Give the listing again character for character, but drop the images.
________
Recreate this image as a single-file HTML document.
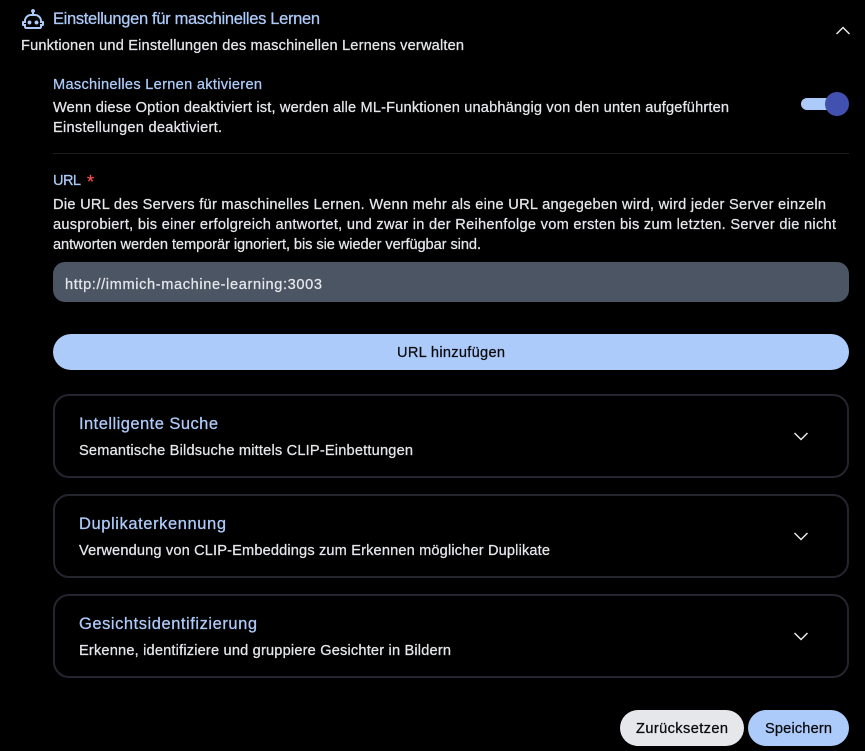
<!DOCTYPE html>
<html lang="de">
<head>
<meta charset="utf-8">
<title>Einstellungen für maschinelles Lernen</title>
<style>
html,body{margin:0;padding:0;background:#000;width:865px;height:751px;overflow:hidden}
body{position:relative;font-family:"Liberation Sans",sans-serif}
.box{position:absolute;box-sizing:border-box}
svg{position:absolute;left:0;top:0}
text{font-family:"Liberation Sans",sans-serif;font-size:14.6px;fill:#e5e7eb;stroke:#e5e7eb;stroke-width:.25px}
.p{fill:#adcbfa;stroke:#adcbfa}
.t{font-size:16.5px}
.d{fill:#0b0b0f;stroke:#0b0b0f}
</style>
</head>
<body>
<div class="box" style="left:53px;top:153px;width:796px;height:1px;background:#1f1f22"></div>
<div class="box" style="left:53px;top:262px;width:796px;height:40px;border-radius:12px;background:#4b5563"></div>
<div class="box" style="left:53px;top:334px;width:796px;height:36px;border-radius:18px;background:#adcbfa"></div>
<div class="box" style="left:53px;top:394px;width:796px;height:84px;border-radius:16px;border:2px solid #23262e"></div>
<div class="box" style="left:53px;top:494px;width:796px;height:84px;border-radius:16px;border:2px solid #23262e"></div>
<div class="box" style="left:53px;top:594px;width:796px;height:84px;border-radius:16px;border:2px solid #23262e"></div>
<div class="box" style="left:620px;top:710px;width:124px;height:36px;border-radius:18px;background:#e5e7eb"></div>
<div class="box" style="left:748px;top:710px;width:101px;height:36px;border-radius:18px;background:#adcbfa"></div>
<div class="box" style="left:801px;top:98px;width:36px;height:12px;border-radius:6px;background:#adcbfa"></div>
<div class="box" style="left:825px;top:92px;width:24px;height:24px;border-radius:50%;background:#4250af"></div>

<svg width="865" height="751" viewBox="0 0 865 751">
  <g transform="translate(21 7)"><path fill="#adcbfa" d="M17.5 15.5C17.5 16.61 16.61 17.5 15.5 17.5S13.5 16.61 13.5 15.5 14.4 13.5 15.5 13.5 17.5 14.4 17.5 15.5M8.5 13.5C7.4 13.5 6.5 14.4 6.5 15.5S7.4 17.5 8.5 17.5 10.5 16.61 10.5 15.5 9.61 13.5 8.5 13.5M23 15V18C23 18.55 22.55 19 22 19H21V20C21 21.11 20.11 22 19 22H5C3.9 22 3 21.11 3 20V19H2C1.45 19 1 18.55 1 18V15C1 14.45 1.45 14 2 14H3C3 10.13 6.13 7 10 7H11V5.73C10.4 5.39 10 4.74 10 4C10 2.9 10.9 2 12 2S14 2.9 14 4C14 4.74 13.6 5.39 13 5.73V7H14C17.87 7 21 10.13 21 14H22C22.55 14 23 14.45 23 15M21 16H19V14C19 11.24 16.76 9 14 9H10C7.24 9 5 11.24 5 14V16H3V17H5V20H19V17H21V16Z"/></g>
  <g fill="none" stroke="#e5e7eb" stroke-width="1.5">
    <path d="M836.5 34L843 27.5L849.5 34"/>
    <path d="M794.5 433L801 439.5L807.5 433"/>
    <path d="M794.5 533L801 539.5L807.5 533"/>
    <path d="M794.5 633L801 639.5L807.5 633"/>
  </g>

  <text class="p t" x="53" y="24" textLength="267" lengthAdjust="spacing">Einstellungen für maschinelles Lernen</text>
  <text x="21" y="50" textLength="443" lengthAdjust="spacing">Funktionen und Einstellungen des maschinellen Lernens verwalten</text>
  <text class="p" x="53" y="89" textLength="209" lengthAdjust="spacing">Maschinelles Lernen aktivieren</text>
  <text x="53" y="112" textLength="676" lengthAdjust="spacing">Wenn diese Option deaktiviert ist, werden alle ML-Funktionen unabhängig von den unten aufgeführten</text>
  <text x="53" y="132" textLength="169" lengthAdjust="spacing">Einstellungen deaktiviert.</text>
  <text class="p" x="53" y="185" textLength="28" lengthAdjust="spacing">URL</text>
  <text x="87" y="188" style="fill:#f25050;stroke:#f25050;font-size:18px">*</text>
  <text x="53" y="209" textLength="773" lengthAdjust="spacing">Die URL des Servers für maschinelles Lernen. Wenn mehr als eine URL angegeben wird, wird jeder Server einzeln</text>
  <text x="53" y="229" textLength="783" lengthAdjust="spacing">ausprobiert, bis einer erfolgreich antwortet, und zwar in der Reihenfolge vom ersten bis zum letzten. Server die nicht</text>
  <text x="53" y="249" textLength="428" lengthAdjust="spacing">antworten werden temporär ignoriert, bis sie wieder verfügbar sind.</text>
  <text x="65" y="289" textLength="257" lengthAdjust="spacing">http://immich-machine-learning:3003</text>
  <text class="d" x="397" y="357" textLength="108" lengthAdjust="spacing">URL hinzufügen</text>

  <text class="p t" x="79" y="429" textLength="139" lengthAdjust="spacing">Intelligente Suche</text>
  <text x="79" y="455" textLength="334" lengthAdjust="spacing">Semantische Bildsuche mittels CLIP-Einbettungen</text>
  <text class="p t" x="79" y="529" textLength="147" lengthAdjust="spacing">Duplikaterkennung</text>
  <text x="79" y="555" textLength="471" lengthAdjust="spacing">Verwendung von CLIP-Embeddings zum Erkennen möglicher Duplikate</text>
  <text class="p t" x="79" y="629" textLength="178" lengthAdjust="spacing">Gesichtsidentifizierung</text>
  <text x="79" y="655" textLength="372" lengthAdjust="spacing">Erkenne, identifiziere und gruppiere Gesichter in Bildern</text>

  <text class="d" x="636" y="733" textLength="92" lengthAdjust="spacing">Zurücksetzen</text>
  <text class="d" x="765" y="733" textLength="67" lengthAdjust="spacing">Speichern</text>
</svg>
</body>
</html>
________
Written solution –
Recreate this image as a single-file HTML document.
<!DOCTYPE html>
<html lang="de">
<head>
<meta charset="utf-8">
<title>Einstellungen für maschinelles Lernen</title>
<style>
html,body{margin:0;padding:0;background:#000;width:865px;height:751px;overflow:hidden}
body{position:relative;font-family:"Liberation Sans",sans-serif}
.box{position:absolute;box-sizing:border-box}
svg{position:absolute;left:0;top:0}
text{font-family:"Liberation Sans",sans-serif;font-size:14.6px;fill:#e5e7eb;stroke:#e5e7eb;stroke-width:.25px}
.p{fill:#adcbfa;stroke:#adcbfa}
.t{font-size:16.5px}
.d{fill:#0b0b0f;stroke:#0b0b0f}
</style>
</head>
<body>
<div class="box" style="left:53px;top:153px;width:796px;height:1px;background:#1f1f22"></div>
<div class="box" style="left:53px;top:262px;width:796px;height:40px;border-radius:12px;background:#4b5563"></div>
<div class="box" style="left:53px;top:334px;width:796px;height:36px;border-radius:18px;background:#adcbfa"></div>
<div class="box" style="left:53px;top:394px;width:796px;height:84px;border-radius:16px;border:2px solid #23262e"></div>
<div class="box" style="left:53px;top:494px;width:796px;height:84px;border-radius:16px;border:2px solid #23262e"></div>
<div class="box" style="left:53px;top:594px;width:796px;height:84px;border-radius:16px;border:2px solid #23262e"></div>
<div class="box" style="left:620px;top:710px;width:124px;height:36px;border-radius:18px;background:#e5e7eb"></div>
<div class="box" style="left:748px;top:710px;width:101px;height:36px;border-radius:18px;background:#adcbfa"></div>
<div class="box" style="left:801px;top:98px;width:36px;height:12px;border-radius:6px;background:#adcbfa"></div>
<div class="box" style="left:825px;top:92px;width:24px;height:24px;border-radius:50%;background:#4250af"></div>

<svg width="865" height="751" viewBox="0 0 865 751">
  <g transform="translate(21 7)"><path fill="#adcbfa" d="M17.5 15.5C17.5 16.61 16.61 17.5 15.5 17.5S13.5 16.61 13.5 15.5 14.4 13.5 15.5 13.5 17.5 14.4 17.5 15.5M8.5 13.5C7.4 13.5 6.5 14.4 6.5 15.5S7.4 17.5 8.5 17.5 10.5 16.61 10.5 15.5 9.61 13.5 8.5 13.5M23 15V18C23 18.55 22.55 19 22 19H21V20C21 21.11 20.11 22 19 22H5C3.9 22 3 21.11 3 20V19H2C1.45 19 1 18.55 1 18V15C1 14.45 1.45 14 2 14H3C3 10.13 6.13 7 10 7H11V5.73C10.4 5.39 10 4.74 10 4C10 2.9 10.9 2 12 2S14 2.9 14 4C14 4.74 13.6 5.39 13 5.73V7H14C17.87 7 21 10.13 21 14H22C22.55 14 23 14.45 23 15M21 16H19V14C19 11.24 16.76 9 14 9H10C7.24 9 5 11.24 5 14V16H3V17H5V20H19V17H21V16Z"/></g>
  <g fill="none" stroke="#e5e7eb" stroke-width="1.5">
    <path d="M836.5 34L843 27.5L849.5 34"/>
    <path d="M794.5 433L801 439.5L807.5 433"/>
    <path d="M794.5 533L801 539.5L807.5 533"/>
    <path d="M794.5 633L801 639.5L807.5 633"/>
  </g>

  <text class="p t" x="53" y="24" textLength="267" lengthAdjust="spacing">Einstellungen für maschinelles Lernen</text>
  <text x="21" y="50" textLength="443" lengthAdjust="spacing">Funktionen und Einstellungen des maschinellen Lernens verwalten</text>
  <text class="p" x="53" y="89" textLength="209" lengthAdjust="spacing">Maschinelles Lernen aktivieren</text>
  <text x="53" y="112" textLength="676" lengthAdjust="spacing">Wenn diese Option deaktiviert ist, werden alle ML-Funktionen unabhängig von den unten aufgeführten</text>
  <text x="53" y="132" textLength="169" lengthAdjust="spacing">Einstellungen deaktiviert.</text>
  <text class="p" x="53" y="185" textLength="28" lengthAdjust="spacing">URL</text>
  <text x="87" y="188" style="fill:#f25050;stroke:#f25050;font-size:18px">*</text>
  <text x="53" y="209" textLength="773" lengthAdjust="spacing">Die URL des Servers für maschinelles Lernen. Wenn mehr als eine URL angegeben wird, wird jeder Server einzeln</text>
  <text x="53" y="229" textLength="783" lengthAdjust="spacing">ausprobiert, bis einer erfolgreich antwortet, und zwar in der Reihenfolge vom ersten bis zum letzten. Server die nicht</text>
  <text x="53" y="249" textLength="428" lengthAdjust="spacing">antworten werden temporär ignoriert, bis sie wieder verfügbar sind.</text>
  <text x="65" y="289" textLength="257" lengthAdjust="spacing">http://immich-machine-learning:3003</text>
  <text class="d" x="397" y="357" textLength="108" lengthAdjust="spacing">URL hinzufügen</text>

  <text class="p t" x="79" y="429" textLength="139" lengthAdjust="spacing">Intelligente Suche</text>
  <text x="79" y="455" textLength="334" lengthAdjust="spacing">Semantische Bildsuche mittels CLIP-Einbettungen</text>
  <text class="p t" x="79" y="529" textLength="147" lengthAdjust="spacing">Duplikaterkennung</text>
  <text x="79" y="555" textLength="471" lengthAdjust="spacing">Verwendung von CLIP-Embeddings zum Erkennen möglicher Duplikate</text>
  <text class="p t" x="79" y="629" textLength="178" lengthAdjust="spacing">Gesichtsidentifizierung</text>
  <text x="79" y="655" textLength="372" lengthAdjust="spacing">Erkenne, identifiziere und gruppiere Gesichter in Bildern</text>

  <text class="d" x="636" y="733" textLength="92" lengthAdjust="spacing">Zurücksetzen</text>
  <text class="d" x="765" y="733" textLength="67" lengthAdjust="spacing">Speichern</text>
</svg>
</body>
</html>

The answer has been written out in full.